SOURCE MATERIAL:
(begin)

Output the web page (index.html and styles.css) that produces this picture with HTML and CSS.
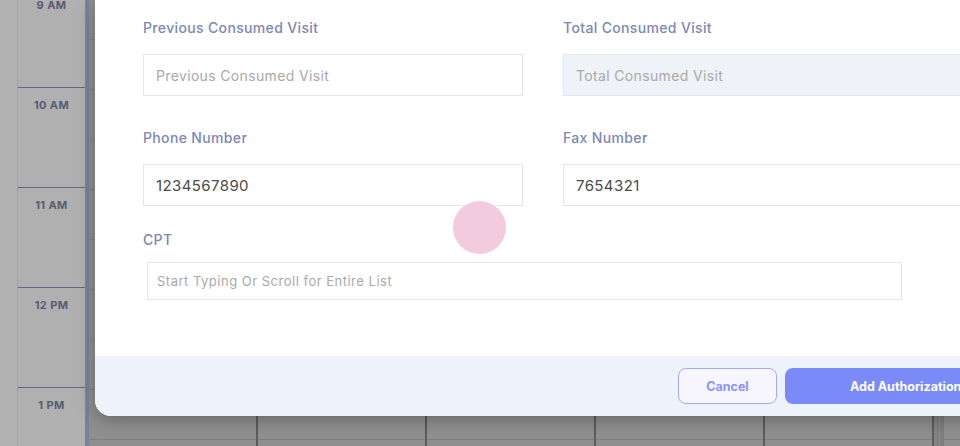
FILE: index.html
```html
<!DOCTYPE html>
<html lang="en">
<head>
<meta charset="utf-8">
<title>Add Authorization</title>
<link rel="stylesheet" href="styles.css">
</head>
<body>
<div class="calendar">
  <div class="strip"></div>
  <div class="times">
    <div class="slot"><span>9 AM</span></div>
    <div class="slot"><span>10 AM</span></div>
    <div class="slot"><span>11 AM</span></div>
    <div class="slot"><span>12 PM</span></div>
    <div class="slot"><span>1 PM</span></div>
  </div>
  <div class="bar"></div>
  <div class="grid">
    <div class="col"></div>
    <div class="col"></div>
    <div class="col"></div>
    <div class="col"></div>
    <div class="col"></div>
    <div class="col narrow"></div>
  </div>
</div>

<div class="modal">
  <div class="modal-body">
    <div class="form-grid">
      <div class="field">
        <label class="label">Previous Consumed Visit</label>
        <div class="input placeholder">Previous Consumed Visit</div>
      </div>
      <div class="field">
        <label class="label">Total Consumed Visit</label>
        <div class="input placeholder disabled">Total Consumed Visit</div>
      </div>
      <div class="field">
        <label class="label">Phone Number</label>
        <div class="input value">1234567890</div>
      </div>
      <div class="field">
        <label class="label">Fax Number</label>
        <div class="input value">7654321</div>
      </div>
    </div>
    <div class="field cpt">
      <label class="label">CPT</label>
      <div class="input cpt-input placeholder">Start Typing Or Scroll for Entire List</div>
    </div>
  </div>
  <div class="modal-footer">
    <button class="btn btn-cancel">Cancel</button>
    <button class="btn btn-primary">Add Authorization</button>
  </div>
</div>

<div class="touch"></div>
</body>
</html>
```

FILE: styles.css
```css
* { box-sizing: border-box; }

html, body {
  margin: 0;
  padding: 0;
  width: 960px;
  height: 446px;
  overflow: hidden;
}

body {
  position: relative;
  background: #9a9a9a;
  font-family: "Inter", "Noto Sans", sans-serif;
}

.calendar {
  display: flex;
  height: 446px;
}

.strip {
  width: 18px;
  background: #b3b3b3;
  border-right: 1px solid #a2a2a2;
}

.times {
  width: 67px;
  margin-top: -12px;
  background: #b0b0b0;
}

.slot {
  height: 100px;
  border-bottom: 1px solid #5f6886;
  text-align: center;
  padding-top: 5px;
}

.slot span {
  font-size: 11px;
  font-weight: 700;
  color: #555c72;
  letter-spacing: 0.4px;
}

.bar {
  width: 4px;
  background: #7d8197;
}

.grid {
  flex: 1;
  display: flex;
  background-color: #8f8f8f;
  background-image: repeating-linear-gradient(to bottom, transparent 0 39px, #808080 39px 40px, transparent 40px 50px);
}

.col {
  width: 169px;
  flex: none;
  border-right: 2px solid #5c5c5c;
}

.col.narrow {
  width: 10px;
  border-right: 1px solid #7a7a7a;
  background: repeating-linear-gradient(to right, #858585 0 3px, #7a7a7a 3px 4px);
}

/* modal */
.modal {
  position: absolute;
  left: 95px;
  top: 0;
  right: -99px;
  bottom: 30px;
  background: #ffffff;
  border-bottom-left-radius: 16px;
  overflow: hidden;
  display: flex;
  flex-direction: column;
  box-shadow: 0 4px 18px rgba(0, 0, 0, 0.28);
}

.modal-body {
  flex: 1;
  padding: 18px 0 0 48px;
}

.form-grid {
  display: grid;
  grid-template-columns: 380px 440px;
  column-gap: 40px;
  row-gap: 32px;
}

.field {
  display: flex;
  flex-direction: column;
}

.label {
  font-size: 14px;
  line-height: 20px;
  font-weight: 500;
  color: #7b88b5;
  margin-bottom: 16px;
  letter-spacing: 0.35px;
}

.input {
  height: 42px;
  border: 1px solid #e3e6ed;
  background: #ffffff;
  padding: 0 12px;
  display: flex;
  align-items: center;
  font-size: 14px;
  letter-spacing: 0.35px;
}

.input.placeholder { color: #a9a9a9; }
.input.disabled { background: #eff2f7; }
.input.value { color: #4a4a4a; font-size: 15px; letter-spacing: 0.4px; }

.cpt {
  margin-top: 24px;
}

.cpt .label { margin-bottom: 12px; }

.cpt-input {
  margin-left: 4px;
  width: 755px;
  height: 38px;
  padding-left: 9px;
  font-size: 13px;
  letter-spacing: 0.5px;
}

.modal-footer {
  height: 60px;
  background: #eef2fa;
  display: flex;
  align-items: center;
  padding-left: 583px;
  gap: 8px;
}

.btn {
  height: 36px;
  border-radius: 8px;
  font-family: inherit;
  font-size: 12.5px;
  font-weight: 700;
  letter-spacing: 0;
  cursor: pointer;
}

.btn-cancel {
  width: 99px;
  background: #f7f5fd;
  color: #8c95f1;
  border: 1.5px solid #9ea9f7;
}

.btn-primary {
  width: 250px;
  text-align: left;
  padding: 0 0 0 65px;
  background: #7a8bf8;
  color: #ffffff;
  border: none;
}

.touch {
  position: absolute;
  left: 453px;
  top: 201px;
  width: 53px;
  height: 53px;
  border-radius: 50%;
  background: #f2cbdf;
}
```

(end)
(begin)

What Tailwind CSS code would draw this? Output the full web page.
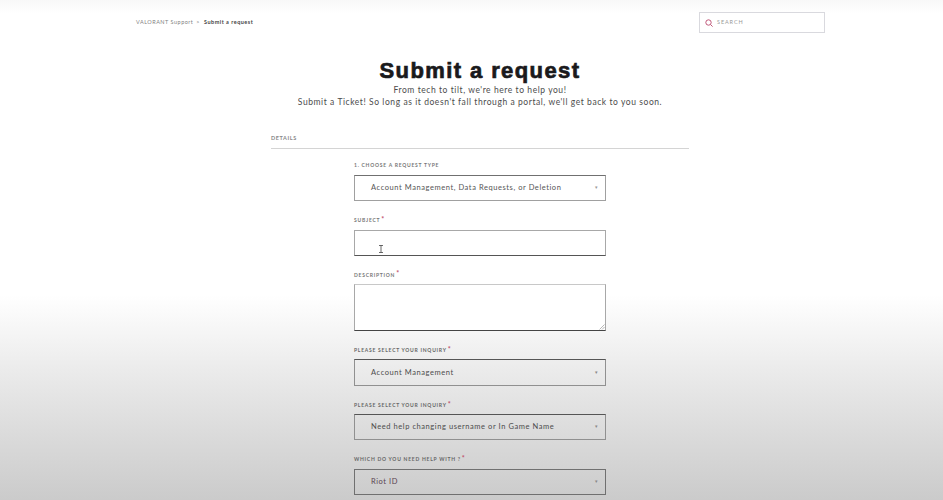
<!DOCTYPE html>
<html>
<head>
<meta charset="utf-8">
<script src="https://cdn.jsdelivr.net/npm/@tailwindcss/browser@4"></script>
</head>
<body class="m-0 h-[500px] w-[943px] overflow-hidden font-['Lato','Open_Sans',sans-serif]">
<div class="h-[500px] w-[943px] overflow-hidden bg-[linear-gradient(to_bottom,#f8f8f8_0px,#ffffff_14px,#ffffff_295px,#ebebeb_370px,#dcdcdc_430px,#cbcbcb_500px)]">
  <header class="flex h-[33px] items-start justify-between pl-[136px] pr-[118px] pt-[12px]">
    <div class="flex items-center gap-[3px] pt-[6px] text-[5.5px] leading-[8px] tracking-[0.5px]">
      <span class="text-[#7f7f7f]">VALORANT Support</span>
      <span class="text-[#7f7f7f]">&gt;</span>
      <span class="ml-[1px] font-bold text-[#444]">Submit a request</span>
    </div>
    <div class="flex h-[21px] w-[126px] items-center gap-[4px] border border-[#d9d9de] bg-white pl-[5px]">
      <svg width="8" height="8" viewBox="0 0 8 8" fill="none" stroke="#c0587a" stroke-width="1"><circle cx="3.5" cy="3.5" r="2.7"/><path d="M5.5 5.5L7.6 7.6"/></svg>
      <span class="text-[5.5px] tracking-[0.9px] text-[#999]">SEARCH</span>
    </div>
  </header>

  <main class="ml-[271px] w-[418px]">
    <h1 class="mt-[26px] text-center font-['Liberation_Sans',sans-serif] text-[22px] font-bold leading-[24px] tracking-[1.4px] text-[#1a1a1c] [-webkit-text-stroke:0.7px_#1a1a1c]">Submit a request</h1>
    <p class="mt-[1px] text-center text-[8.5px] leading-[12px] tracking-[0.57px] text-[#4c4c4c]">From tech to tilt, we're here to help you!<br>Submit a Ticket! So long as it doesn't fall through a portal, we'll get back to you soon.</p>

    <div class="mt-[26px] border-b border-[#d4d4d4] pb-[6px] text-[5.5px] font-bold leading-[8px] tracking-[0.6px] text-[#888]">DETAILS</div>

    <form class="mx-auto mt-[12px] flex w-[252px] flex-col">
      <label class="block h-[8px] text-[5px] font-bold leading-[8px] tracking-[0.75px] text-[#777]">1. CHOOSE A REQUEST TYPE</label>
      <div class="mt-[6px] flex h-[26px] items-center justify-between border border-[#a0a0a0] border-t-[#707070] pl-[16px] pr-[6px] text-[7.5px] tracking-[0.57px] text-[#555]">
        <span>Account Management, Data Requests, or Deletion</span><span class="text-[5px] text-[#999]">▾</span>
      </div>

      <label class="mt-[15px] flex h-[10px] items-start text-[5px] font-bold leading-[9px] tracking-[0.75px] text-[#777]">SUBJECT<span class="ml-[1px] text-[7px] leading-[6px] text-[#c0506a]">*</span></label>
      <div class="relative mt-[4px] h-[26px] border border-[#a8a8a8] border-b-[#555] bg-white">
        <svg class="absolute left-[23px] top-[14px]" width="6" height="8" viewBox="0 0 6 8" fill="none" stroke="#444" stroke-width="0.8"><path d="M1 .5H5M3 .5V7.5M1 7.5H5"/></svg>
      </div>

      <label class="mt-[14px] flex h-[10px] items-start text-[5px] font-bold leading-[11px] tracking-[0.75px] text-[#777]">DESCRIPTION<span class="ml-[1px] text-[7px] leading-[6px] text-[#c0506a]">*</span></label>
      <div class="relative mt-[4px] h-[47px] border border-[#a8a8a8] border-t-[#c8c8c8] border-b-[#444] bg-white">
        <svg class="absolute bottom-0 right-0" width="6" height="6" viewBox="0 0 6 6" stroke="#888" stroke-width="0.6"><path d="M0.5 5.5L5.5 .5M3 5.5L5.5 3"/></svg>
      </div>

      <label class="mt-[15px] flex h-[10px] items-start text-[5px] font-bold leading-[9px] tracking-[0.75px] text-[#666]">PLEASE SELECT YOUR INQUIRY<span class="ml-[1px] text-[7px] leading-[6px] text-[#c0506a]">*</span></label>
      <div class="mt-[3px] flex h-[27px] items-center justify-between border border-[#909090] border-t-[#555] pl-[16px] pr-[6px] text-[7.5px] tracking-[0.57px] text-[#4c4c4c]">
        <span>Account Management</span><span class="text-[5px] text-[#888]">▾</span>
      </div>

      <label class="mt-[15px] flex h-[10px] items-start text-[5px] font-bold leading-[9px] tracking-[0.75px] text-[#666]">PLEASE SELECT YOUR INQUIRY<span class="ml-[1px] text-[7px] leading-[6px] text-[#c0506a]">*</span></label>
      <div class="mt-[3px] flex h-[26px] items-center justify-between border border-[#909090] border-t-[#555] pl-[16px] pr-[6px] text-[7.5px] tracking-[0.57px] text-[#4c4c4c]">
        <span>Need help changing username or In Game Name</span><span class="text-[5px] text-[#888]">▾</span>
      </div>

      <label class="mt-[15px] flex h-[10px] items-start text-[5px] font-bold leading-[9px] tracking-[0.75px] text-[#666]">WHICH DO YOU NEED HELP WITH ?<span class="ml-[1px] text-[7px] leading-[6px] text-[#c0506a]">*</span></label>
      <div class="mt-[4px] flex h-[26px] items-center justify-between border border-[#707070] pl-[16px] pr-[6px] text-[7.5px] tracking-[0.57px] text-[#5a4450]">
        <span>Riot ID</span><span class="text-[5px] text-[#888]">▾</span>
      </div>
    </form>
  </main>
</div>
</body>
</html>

(end)

EXERCISE OBJECTIVE:
Pick out every line holding the string "page" and return it.

REPLY:
Output the web page (index.html and styles.css) that produces this picture with HTML and CSS.
What Tailwind CSS code would draw this? Output the full web page.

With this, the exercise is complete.